Responding to my growing irritation, though, Nakazawa tells me that he ranks Tokyo as one of the most accommodating cities for the disabled: not a patch on many American cities, but certainly better than those of Europe, particularly London and Paris.

He recently visited Britain’s capital and found it “a nightmare” to get around. Pavements, he says, are not only narrow, but paving slabs and cobblestones — banes in the life of a wheelchair-user — are commonplace.

More important, though, he says, is the mental barrier there. For example, many taxi drivers, who are required to carry ramps, often simply ignore wheelchair-users.

He is keen to show me Tokyo’s good side, and we head off toward Shinbashi and the Yurikamome Line. Here, there are elevators for the disabled that lead straight up onto the platforms, and in certain carriages, there are intercoms.

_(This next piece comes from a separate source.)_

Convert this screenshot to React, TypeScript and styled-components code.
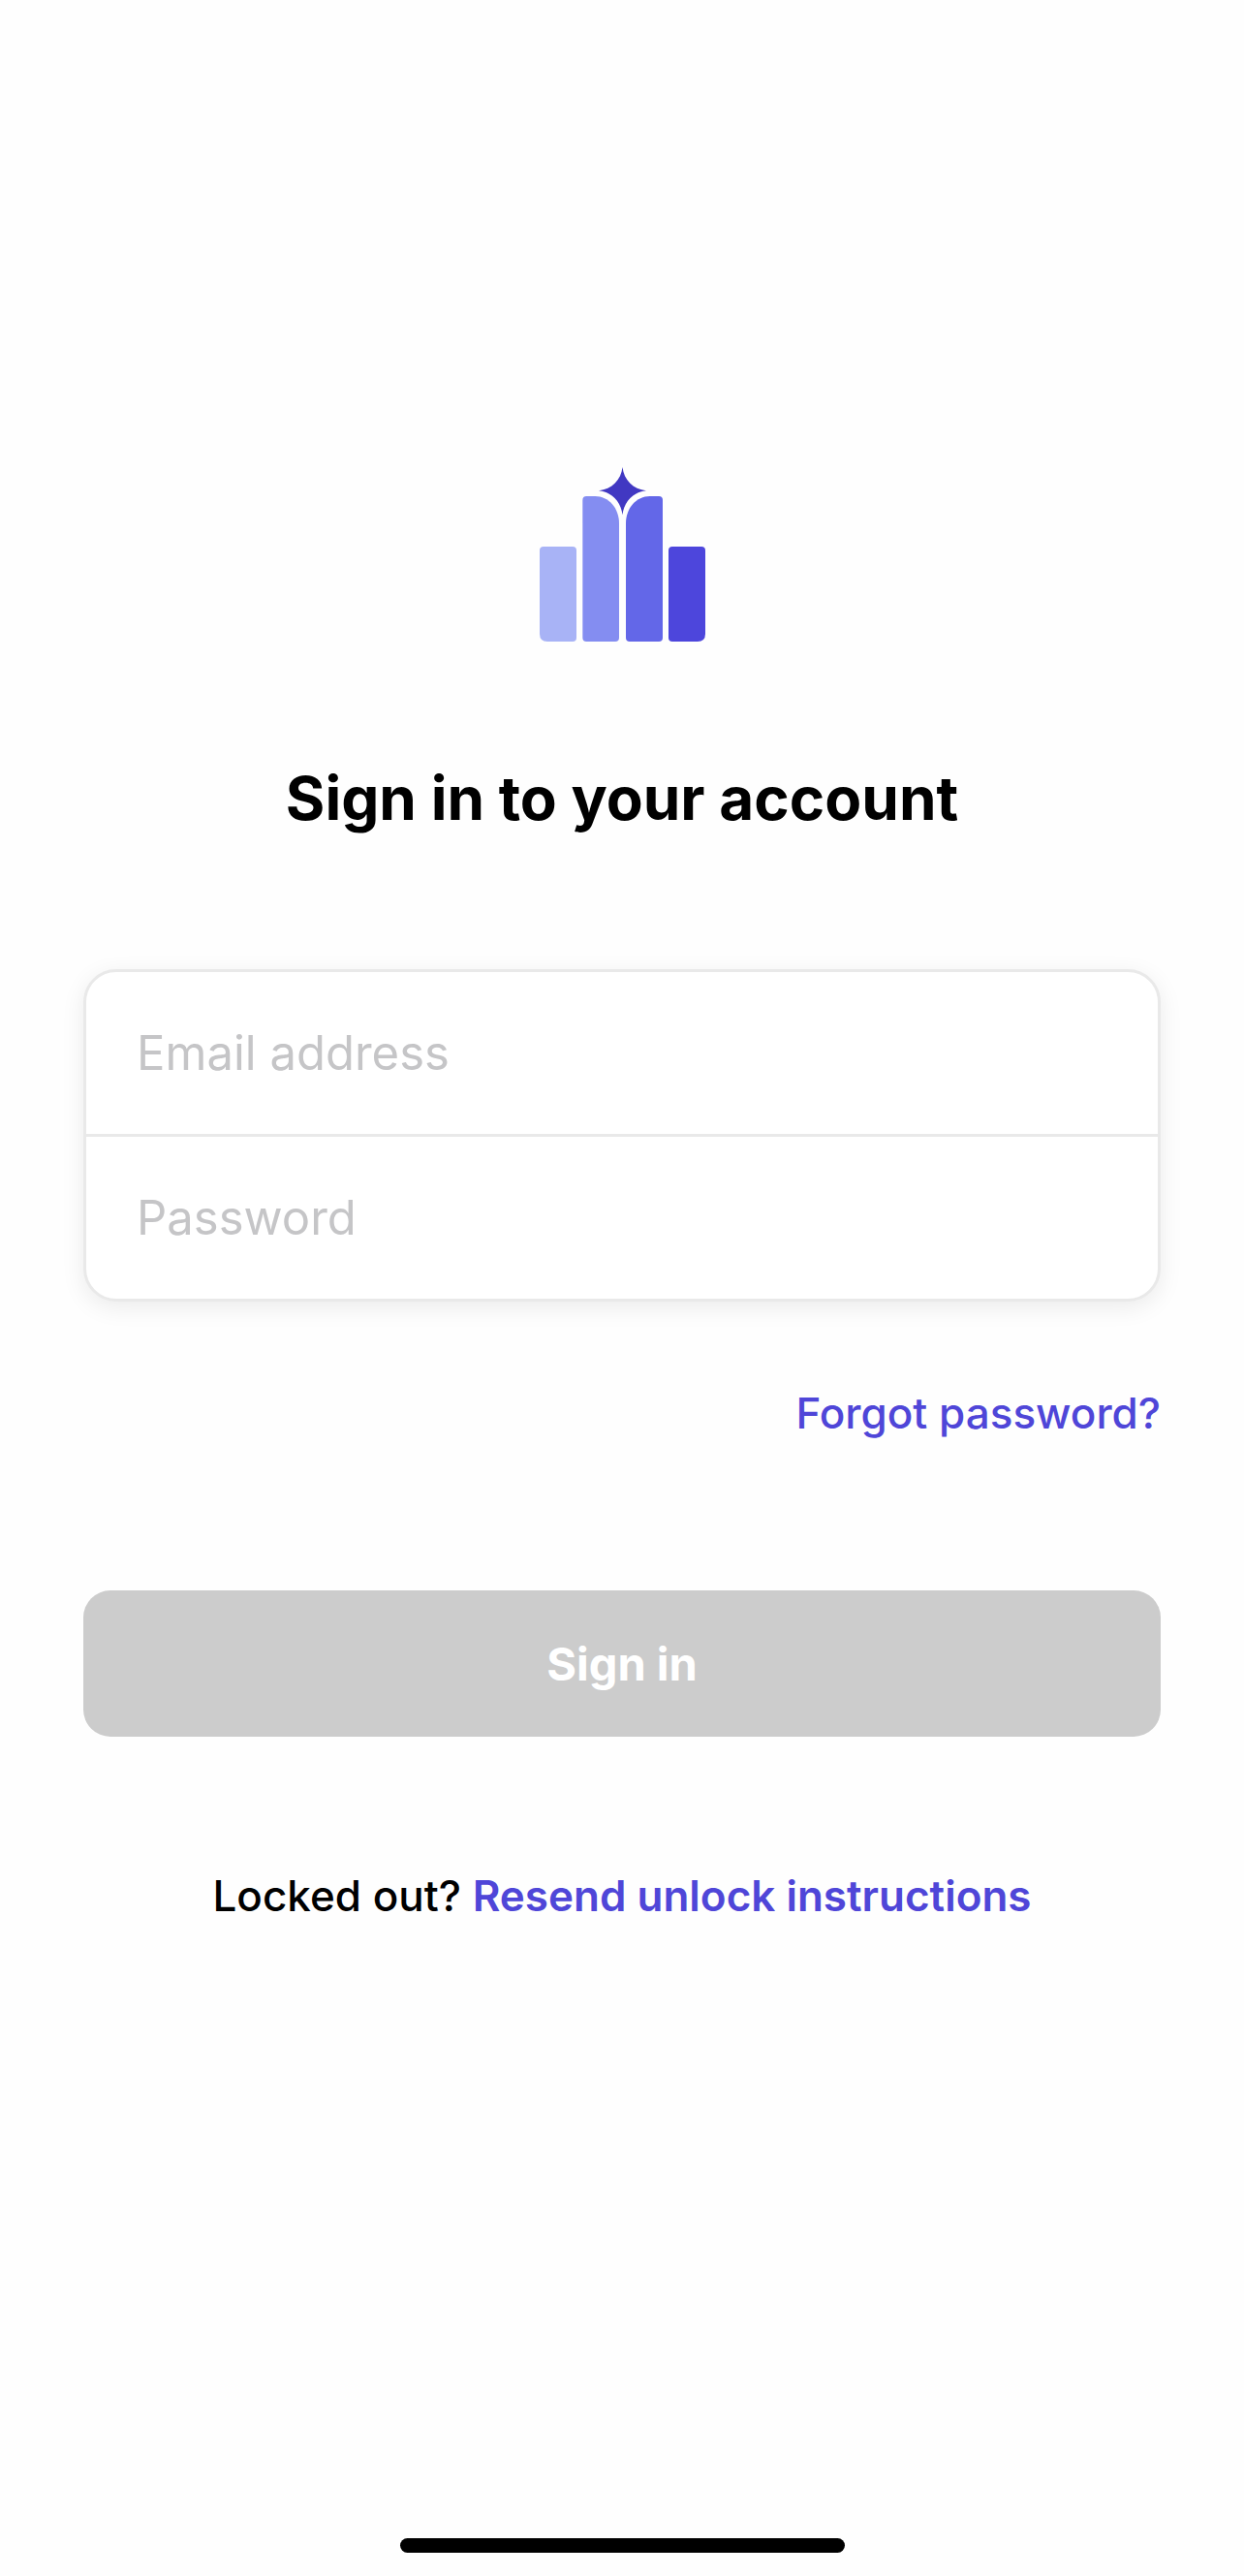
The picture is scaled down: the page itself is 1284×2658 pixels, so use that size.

By the time we alight two stops down, an official is waiting for us with a ramp to help bridge the gap.

Despite this rather fleeting insight into how it all could be in 2010 (by which time the government plans to have created a barrier-free Japan), I decide it’s time to call it a day (apart from anything else, my bum is numb and my arms about ready to drop off).

Remembering what Nakazawa had said about London’s cabbies, I suggest we take a cab back to Tamachi. The first one that passes stops, and the driver carefully helps Nakazawa in before neatly collapsing the wheelchairs and putting them in the boot.

The process is repeated (in reverse) when we alight, and I cover the final stretch back in a woolly haze of hope — only to be shaken wide awake by a bloody big step at the entrance to the office.